Change can be tricky to get used to. It’s somewhat reassuring, then, to know the learning curve between old and new isn’t going to be too steep.
It’s once you hit the road that the changes reveal themselves. I started in the old RX as a baseline, and it’s pretty easy to think of it as a quiet, comfortable and relaxed SUV ideal for open-road cruising, though hardly out of place from point to point around town.
It rides comfortably and it steers well. It doesn’t pretend to be sporty or engaging. There’s nothing in it you or your family would particularly dislike, but it’s also pretty vanilla and unremarkable – and honestly that’s probably how it should be.
It isn’t until you saddle up in the updated car that you realise Lexus really did have room for improvement, and has made it.
In the confines of the city, there’s an immediate, obvious difference to the way the car rides. Obvious changes need not be aggressive ones, though, and that is certainly the case.
Tackle something like a speed hump in the white car and the initial bump compression is soft, but the rebound is – well – bouncy. Pronounced body movements take time to settle, and the car jiggles to settle itself back down.
In the black car, you still get that soft initial compression stroke, then as the car passes over the peak of the bump, the wheels return to their resting height and not much more.
It isn’t completely free of a settling motion as the car and suspension momentum balance themselves, but 2019’s car would rise and fall softly, then again more slightly in doing so.

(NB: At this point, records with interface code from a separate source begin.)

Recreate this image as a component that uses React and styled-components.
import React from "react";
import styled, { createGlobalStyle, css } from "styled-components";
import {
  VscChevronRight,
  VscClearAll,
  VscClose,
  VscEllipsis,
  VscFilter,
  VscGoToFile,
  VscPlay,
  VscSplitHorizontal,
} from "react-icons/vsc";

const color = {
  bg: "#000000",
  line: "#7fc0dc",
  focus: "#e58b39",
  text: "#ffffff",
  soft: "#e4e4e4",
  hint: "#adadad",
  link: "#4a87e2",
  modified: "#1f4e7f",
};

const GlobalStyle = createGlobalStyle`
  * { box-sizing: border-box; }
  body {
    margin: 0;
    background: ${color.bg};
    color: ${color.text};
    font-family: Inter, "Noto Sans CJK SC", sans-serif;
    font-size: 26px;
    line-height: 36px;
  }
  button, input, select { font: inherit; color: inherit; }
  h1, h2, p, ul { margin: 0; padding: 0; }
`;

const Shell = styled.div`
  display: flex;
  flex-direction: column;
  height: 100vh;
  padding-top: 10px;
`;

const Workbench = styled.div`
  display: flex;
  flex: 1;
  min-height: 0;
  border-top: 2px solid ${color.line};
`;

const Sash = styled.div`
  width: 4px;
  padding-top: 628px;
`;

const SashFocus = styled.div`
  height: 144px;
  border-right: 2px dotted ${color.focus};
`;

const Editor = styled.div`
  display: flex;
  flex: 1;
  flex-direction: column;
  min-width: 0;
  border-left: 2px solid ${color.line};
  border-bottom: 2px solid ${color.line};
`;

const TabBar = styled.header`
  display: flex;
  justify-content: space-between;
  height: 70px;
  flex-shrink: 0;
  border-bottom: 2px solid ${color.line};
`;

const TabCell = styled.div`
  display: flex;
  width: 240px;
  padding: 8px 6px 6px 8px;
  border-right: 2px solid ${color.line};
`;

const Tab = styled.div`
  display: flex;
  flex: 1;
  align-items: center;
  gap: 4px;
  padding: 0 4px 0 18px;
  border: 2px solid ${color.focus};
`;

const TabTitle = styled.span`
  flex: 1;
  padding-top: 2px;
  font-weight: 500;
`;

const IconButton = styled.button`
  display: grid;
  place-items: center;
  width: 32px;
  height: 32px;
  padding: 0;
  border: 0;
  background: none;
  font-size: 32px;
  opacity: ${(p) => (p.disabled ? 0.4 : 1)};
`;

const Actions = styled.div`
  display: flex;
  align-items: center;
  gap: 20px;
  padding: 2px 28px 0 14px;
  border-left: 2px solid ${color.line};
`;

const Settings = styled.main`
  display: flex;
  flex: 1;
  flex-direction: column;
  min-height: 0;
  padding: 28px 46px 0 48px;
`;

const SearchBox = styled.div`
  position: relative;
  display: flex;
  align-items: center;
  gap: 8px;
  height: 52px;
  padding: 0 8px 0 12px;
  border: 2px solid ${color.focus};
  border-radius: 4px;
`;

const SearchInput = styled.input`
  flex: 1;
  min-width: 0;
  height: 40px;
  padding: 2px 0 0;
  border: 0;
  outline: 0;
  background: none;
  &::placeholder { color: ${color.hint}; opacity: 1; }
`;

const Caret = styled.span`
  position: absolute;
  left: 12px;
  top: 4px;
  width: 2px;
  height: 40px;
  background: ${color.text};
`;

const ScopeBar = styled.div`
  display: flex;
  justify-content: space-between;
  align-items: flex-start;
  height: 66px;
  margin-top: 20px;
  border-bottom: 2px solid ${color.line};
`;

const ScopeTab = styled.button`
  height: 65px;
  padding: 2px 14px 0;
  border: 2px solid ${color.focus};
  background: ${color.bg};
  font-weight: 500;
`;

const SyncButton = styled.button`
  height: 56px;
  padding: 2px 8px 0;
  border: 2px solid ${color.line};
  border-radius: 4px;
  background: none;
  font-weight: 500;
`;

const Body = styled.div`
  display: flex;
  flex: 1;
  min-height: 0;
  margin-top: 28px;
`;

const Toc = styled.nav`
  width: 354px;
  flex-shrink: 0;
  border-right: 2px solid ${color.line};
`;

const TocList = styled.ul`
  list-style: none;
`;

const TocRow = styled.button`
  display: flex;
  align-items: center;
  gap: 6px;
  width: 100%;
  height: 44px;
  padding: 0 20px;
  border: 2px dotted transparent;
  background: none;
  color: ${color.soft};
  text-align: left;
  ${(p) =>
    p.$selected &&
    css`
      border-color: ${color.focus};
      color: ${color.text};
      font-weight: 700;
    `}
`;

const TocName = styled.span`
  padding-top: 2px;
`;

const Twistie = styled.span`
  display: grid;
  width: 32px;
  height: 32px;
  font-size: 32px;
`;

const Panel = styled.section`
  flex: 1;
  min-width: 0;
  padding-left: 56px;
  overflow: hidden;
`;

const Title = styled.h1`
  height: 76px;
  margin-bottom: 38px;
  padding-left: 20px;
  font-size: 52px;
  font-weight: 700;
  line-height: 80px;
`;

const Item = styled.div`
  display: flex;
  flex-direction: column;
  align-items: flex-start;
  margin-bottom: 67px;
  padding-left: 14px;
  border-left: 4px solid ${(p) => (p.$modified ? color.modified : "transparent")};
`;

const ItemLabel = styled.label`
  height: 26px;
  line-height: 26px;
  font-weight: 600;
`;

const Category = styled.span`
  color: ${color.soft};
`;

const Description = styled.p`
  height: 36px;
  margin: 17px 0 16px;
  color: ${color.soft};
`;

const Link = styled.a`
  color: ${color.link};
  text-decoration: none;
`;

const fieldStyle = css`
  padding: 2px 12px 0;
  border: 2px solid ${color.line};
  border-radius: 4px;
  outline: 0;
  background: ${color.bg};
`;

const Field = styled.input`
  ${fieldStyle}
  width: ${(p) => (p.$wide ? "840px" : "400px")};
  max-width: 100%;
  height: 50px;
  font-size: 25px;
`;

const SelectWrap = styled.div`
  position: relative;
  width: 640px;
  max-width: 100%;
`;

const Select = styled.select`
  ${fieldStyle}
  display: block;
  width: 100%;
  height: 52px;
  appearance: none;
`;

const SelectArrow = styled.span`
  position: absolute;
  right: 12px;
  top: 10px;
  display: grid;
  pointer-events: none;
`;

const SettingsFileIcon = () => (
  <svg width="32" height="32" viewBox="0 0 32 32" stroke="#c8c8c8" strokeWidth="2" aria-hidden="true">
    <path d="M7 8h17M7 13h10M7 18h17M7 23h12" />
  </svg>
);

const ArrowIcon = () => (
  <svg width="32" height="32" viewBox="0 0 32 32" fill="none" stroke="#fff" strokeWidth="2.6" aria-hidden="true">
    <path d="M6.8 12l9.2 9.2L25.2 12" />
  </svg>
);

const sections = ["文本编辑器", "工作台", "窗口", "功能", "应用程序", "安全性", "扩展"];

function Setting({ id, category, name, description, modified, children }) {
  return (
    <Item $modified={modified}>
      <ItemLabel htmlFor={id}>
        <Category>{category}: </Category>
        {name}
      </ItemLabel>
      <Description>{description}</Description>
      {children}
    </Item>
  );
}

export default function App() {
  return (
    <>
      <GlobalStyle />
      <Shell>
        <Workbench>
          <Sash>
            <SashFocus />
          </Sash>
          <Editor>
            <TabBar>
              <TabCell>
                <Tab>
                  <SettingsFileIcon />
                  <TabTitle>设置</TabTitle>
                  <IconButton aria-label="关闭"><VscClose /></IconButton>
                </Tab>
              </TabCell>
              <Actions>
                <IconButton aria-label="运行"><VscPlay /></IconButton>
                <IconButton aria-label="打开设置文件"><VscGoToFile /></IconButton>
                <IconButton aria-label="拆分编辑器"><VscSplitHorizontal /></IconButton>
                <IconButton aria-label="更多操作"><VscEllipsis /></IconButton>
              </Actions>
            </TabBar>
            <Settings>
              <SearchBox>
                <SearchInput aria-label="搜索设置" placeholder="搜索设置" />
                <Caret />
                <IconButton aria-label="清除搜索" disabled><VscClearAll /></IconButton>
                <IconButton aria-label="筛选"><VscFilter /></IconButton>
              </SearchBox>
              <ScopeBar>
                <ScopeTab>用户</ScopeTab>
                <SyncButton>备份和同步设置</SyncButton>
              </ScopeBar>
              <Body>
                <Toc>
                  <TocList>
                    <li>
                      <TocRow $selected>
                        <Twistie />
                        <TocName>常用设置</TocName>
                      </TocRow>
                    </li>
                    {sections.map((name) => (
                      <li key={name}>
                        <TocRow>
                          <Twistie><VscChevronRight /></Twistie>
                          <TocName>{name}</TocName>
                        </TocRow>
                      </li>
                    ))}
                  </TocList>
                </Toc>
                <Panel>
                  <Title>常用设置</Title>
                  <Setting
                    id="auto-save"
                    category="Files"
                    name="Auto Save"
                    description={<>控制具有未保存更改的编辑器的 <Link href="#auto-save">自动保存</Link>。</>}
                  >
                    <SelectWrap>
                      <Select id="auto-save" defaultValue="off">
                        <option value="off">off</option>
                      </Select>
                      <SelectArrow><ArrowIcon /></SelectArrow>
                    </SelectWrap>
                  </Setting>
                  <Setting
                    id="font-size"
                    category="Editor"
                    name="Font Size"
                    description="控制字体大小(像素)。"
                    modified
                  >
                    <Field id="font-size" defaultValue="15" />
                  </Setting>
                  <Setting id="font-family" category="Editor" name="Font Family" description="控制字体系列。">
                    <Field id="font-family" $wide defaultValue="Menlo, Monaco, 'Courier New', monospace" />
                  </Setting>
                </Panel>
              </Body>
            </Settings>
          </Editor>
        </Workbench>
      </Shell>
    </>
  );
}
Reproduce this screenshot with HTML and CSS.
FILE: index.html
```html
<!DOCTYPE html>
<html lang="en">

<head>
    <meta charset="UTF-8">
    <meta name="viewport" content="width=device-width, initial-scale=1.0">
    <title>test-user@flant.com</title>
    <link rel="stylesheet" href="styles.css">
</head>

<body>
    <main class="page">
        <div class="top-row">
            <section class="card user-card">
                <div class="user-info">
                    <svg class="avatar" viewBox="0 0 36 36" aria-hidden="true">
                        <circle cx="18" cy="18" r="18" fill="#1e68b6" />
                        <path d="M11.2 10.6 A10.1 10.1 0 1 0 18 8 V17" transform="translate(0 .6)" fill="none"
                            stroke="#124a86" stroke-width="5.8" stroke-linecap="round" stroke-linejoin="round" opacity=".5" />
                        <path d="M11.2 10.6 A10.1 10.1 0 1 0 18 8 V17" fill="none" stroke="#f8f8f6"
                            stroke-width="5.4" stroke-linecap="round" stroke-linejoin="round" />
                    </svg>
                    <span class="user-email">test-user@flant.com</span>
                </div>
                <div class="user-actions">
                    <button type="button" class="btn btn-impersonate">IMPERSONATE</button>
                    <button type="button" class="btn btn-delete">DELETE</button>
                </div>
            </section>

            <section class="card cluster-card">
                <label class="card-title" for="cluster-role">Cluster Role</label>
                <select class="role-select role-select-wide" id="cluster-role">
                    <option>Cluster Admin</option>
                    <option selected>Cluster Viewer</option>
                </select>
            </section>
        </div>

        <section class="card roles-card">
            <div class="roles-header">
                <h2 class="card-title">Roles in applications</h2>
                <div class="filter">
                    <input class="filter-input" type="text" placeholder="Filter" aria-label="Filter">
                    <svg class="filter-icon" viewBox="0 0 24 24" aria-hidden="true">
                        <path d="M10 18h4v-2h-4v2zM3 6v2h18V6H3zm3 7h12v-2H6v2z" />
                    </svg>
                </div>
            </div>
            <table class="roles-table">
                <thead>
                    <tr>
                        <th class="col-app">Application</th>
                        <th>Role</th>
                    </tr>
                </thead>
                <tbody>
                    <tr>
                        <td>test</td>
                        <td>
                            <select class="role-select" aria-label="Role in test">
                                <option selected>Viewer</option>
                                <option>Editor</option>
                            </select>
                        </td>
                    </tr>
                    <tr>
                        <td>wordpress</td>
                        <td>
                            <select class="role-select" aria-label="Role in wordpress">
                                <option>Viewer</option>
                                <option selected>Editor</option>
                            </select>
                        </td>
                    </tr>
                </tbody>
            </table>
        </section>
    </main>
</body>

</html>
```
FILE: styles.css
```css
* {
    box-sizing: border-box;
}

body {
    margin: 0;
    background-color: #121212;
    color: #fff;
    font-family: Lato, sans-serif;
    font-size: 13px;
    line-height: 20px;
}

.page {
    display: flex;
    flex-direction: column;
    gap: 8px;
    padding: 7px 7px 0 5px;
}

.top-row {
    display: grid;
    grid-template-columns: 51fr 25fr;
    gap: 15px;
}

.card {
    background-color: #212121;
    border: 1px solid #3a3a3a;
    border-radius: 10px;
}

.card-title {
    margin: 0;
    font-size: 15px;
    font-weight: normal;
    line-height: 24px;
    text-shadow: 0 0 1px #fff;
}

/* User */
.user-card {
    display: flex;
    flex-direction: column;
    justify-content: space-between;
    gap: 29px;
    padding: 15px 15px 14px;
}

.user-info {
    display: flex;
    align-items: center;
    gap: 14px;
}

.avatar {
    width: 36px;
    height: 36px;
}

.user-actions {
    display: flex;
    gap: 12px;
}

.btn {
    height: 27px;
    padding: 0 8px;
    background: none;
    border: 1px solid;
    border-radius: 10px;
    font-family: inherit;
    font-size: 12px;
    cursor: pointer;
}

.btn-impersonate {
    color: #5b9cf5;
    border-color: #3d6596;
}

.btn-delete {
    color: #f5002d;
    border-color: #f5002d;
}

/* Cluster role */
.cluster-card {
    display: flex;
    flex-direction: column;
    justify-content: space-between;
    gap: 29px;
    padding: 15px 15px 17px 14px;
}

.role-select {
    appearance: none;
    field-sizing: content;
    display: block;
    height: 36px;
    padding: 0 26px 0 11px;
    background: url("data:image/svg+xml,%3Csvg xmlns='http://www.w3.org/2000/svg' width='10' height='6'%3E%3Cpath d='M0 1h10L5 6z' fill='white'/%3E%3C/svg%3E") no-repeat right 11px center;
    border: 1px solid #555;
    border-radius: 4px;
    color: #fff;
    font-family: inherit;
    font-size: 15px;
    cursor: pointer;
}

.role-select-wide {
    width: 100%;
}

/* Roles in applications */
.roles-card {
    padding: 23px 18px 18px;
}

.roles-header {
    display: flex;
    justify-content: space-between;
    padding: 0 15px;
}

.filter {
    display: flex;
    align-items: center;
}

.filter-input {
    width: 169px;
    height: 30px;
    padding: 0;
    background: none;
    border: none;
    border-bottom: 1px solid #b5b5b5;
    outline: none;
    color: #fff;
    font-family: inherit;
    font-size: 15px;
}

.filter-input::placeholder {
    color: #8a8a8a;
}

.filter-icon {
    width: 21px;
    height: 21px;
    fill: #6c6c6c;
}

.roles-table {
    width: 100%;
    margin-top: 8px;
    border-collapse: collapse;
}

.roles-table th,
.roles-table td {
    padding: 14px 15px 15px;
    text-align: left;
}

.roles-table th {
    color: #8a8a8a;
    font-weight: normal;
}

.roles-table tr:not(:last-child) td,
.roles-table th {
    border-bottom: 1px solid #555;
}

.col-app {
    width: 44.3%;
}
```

The 2020 version trims those wallowy movements in half with a more settled and controlled feel through the whole cabin as it does so.
Once you’re out of bump-hewn stop-start traffic and onto faster but still urbanised roads, the 2020 Lexus RX350L imposes a more steady feel. Tiny ripples in the road create tiny ripples in the suspension of the older car. Never uncomfortable or abrupt, just present – constantly.
Those ripples have been mitigated from the changes, and the shock absorber changes give enough flex for ripply roads to be quelled more effectively. The body changes mean there’s a more harmonious relationship between what the driver asks for and what the car delivers.
Everything is more settled and more direct, but comfort and quiet haven’t been sacrificed. That car hasn’t been turned into a performance automobile. It’s neither too sharp nor too pointed. It’s more natural, reacting in a way that requires less human balance and bracing thanks to the car’s own improvements.
Wick things up further on open roads as you head away from the city, and there’s more confidence as you turn the steering wheel. The on-centre feel is less vague, the suspension doesn’t quake reactively as the front wheels turn, and there’s less of the cotton-wool feeling that traces back to the driver’s hands.
There’s reduced wobbling and bobbling further back in the cabin, too, with the stiffened structure putting a clamp on errant secondary vibrations that may have upset passengers in the second and third rows.
Everyone gets a better deal, driver and passengers alike. Be that from a better ride, more settled handling or something as simple as a less frustrating infotainment experience.
Although it may not look vastly different from the outside, the updates to this Lexus are enough to make it an appreciably improved car compared to the one it supplants.